* TASK TO COMPLETE:
Give every line back verbatim, dropping all images.

* INFORMATION SHOWN:
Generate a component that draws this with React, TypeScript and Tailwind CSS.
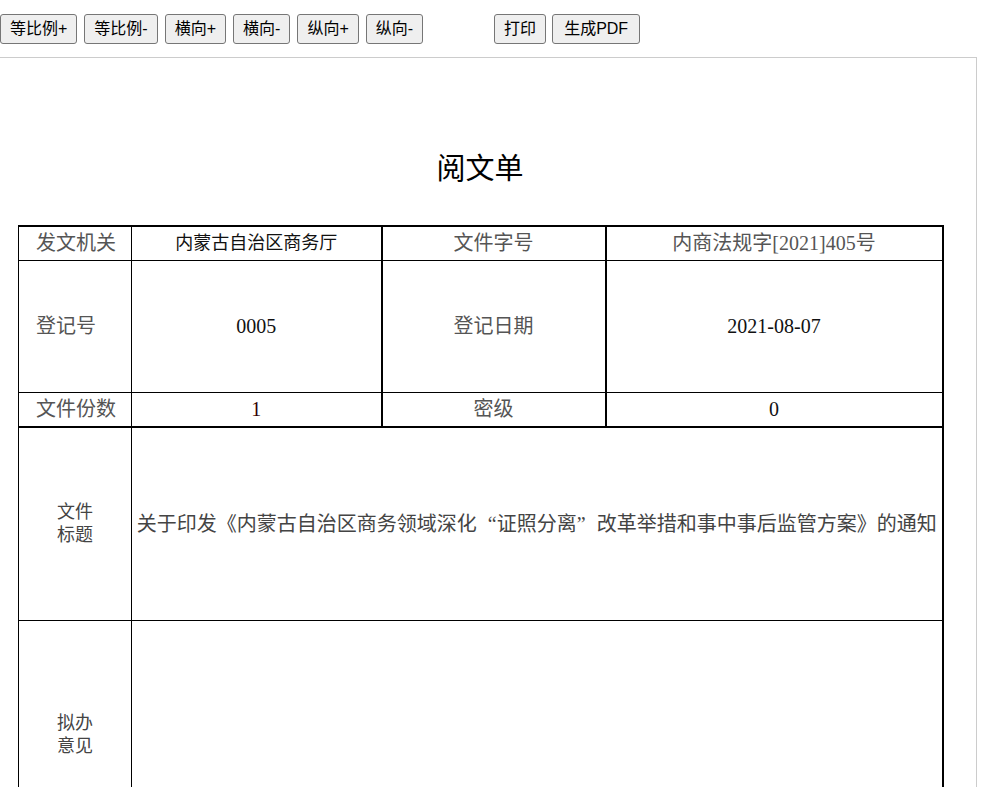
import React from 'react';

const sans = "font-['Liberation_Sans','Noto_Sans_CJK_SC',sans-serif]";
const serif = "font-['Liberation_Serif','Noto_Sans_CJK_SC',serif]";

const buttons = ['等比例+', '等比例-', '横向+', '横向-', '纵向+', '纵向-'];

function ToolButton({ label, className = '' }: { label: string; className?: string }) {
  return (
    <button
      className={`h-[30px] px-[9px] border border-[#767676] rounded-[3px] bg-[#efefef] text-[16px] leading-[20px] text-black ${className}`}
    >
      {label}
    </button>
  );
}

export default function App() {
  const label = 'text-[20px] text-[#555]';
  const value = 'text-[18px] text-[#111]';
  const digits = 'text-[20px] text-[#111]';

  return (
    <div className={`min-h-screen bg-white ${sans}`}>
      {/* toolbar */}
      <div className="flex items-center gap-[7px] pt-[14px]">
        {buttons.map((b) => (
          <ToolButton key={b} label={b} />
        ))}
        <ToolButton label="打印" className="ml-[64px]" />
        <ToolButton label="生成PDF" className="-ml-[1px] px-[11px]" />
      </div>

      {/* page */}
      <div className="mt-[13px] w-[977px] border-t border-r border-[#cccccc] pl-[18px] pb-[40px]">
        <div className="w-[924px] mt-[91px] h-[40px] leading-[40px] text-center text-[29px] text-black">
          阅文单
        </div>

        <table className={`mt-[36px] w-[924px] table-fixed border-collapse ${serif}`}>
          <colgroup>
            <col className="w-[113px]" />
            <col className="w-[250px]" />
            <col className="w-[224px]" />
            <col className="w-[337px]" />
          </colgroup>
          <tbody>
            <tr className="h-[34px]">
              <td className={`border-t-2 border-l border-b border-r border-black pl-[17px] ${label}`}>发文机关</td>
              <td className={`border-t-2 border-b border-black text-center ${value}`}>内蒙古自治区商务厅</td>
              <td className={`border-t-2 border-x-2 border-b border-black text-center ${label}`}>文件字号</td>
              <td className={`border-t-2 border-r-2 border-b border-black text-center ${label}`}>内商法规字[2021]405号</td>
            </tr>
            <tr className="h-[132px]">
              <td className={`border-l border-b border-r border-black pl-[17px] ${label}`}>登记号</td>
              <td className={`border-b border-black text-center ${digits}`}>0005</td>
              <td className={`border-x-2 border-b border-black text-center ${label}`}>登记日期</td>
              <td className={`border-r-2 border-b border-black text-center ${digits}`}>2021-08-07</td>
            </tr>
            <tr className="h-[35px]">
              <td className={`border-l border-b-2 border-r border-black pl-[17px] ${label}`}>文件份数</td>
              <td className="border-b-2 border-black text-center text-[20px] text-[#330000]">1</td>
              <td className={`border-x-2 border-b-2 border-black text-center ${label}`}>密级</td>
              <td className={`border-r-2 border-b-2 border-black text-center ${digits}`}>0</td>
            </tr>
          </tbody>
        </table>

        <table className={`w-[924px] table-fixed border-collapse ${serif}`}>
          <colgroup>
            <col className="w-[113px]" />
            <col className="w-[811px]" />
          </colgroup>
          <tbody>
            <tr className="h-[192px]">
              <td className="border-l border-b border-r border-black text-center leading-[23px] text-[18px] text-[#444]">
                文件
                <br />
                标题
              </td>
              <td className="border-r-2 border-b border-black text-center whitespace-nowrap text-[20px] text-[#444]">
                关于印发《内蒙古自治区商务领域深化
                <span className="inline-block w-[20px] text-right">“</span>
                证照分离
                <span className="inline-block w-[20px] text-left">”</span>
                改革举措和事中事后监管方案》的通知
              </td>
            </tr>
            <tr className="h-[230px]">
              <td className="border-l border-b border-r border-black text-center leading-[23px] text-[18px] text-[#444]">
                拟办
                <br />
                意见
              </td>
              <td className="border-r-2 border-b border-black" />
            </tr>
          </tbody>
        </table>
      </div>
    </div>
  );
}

* SOLUTION FOR THIS EXERCISE:
Generate a component that draws this with React, TypeScript and Tailwind CSS.
import React from 'react';

const sans = "font-['Liberation_Sans','Noto_Sans_CJK_SC',sans-serif]";
const serif = "font-['Liberation_Serif','Noto_Sans_CJK_SC',serif]";

const buttons = ['等比例+', '等比例-', '横向+', '横向-', '纵向+', '纵向-'];

function ToolButton({ label, className = '' }: { label: string; className?: string }) {
  return (
    <button
      className={`h-[30px] px-[9px] border border-[#767676] rounded-[3px] bg-[#efefef] text-[16px] leading-[20px] text-black ${className}`}
    >
      {label}
    </button>
  );
}

export default function App() {
  const label = 'text-[20px] text-[#555]';
  const value = 'text-[18px] text-[#111]';
  const digits = 'text-[20px] text-[#111]';

  return (
    <div className={`min-h-screen bg-white ${sans}`}>
      {/* toolbar */}
      <div className="flex items-center gap-[7px] pt-[14px]">
        {buttons.map((b) => (
          <ToolButton key={b} label={b} />
        ))}
        <ToolButton label="打印" className="ml-[64px]" />
        <ToolButton label="生成PDF" className="-ml-[1px] px-[11px]" />
      </div>

      {/* page */}
      <div className="mt-[13px] w-[977px] border-t border-r border-[#cccccc] pl-[18px] pb-[40px]">
        <div className="w-[924px] mt-[91px] h-[40px] leading-[40px] text-center text-[29px] text-black">
          阅文单
        </div>

        <table className={`mt-[36px] w-[924px] table-fixed border-collapse ${serif}`}>
          <colgroup>
            <col className="w-[113px]" />
            <col className="w-[250px]" />
            <col className="w-[224px]" />
            <col className="w-[337px]" />
          </colgroup>
          <tbody>
            <tr className="h-[34px]">
              <td className={`border-t-2 border-l border-b border-r border-black pl-[17px] ${label}`}>发文机关</td>
              <td className={`border-t-2 border-b border-black text-center ${value}`}>内蒙古自治区商务厅</td>
              <td className={`border-t-2 border-x-2 border-b border-black text-center ${label}`}>文件字号</td>
              <td className={`border-t-2 border-r-2 border-b border-black text-center ${label}`}>内商法规字[2021]405号</td>
            </tr>
            <tr className="h-[132px]">
              <td className={`border-l border-b border-r border-black pl-[17px] ${label}`}>登记号</td>
              <td className={`border-b border-black text-center ${digits}`}>0005</td>
              <td className={`border-x-2 border-b border-black text-center ${label}`}>登记日期</td>
              <td className={`border-r-2 border-b border-black text-center ${digits}`}>2021-08-07</td>
            </tr>
            <tr className="h-[35px]">
              <td className={`border-l border-b-2 border-r border-black pl-[17px] ${label}`}>文件份数</td>
              <td className="border-b-2 border-black text-center text-[20px] text-[#330000]">1</td>
              <td className={`border-x-2 border-b-2 border-black text-center ${label}`}>密级</td>
              <td className={`border-r-2 border-b-2 border-black text-center ${digits}`}>0</td>
            </tr>
          </tbody>
        </table>

        <table className={`w-[924px] table-fixed border-collapse ${serif}`}>
          <colgroup>
            <col className="w-[113px]" />
            <col className="w-[811px]" />
          </colgroup>
          <tbody>
            <tr className="h-[192px]">
              <td className="border-l border-b border-r border-black text-center leading-[23px] text-[18px] text-[#444]">
                文件
                <br />
                标题
              </td>
              <td className="border-r-2 border-b border-black text-center whitespace-nowrap text-[20px] text-[#444]">
                关于印发《内蒙古自治区商务领域深化
                <span className="inline-block w-[20px] text-right">“</span>
                证照分离
                <span className="inline-block w-[20px] text-left">”</span>
                改革举措和事中事后监管方案》的通知
              </td>
            </tr>
            <tr className="h-[230px]">
              <td className="border-l border-b border-r border-black text-center leading-[23px] text-[18px] text-[#444]">
                拟办
                <br />
                意见
              </td>
              <td className="border-r-2 border-b border-black" />
            </tr>
          </tbody>
        </table>
      </div>
    </div>
  );
}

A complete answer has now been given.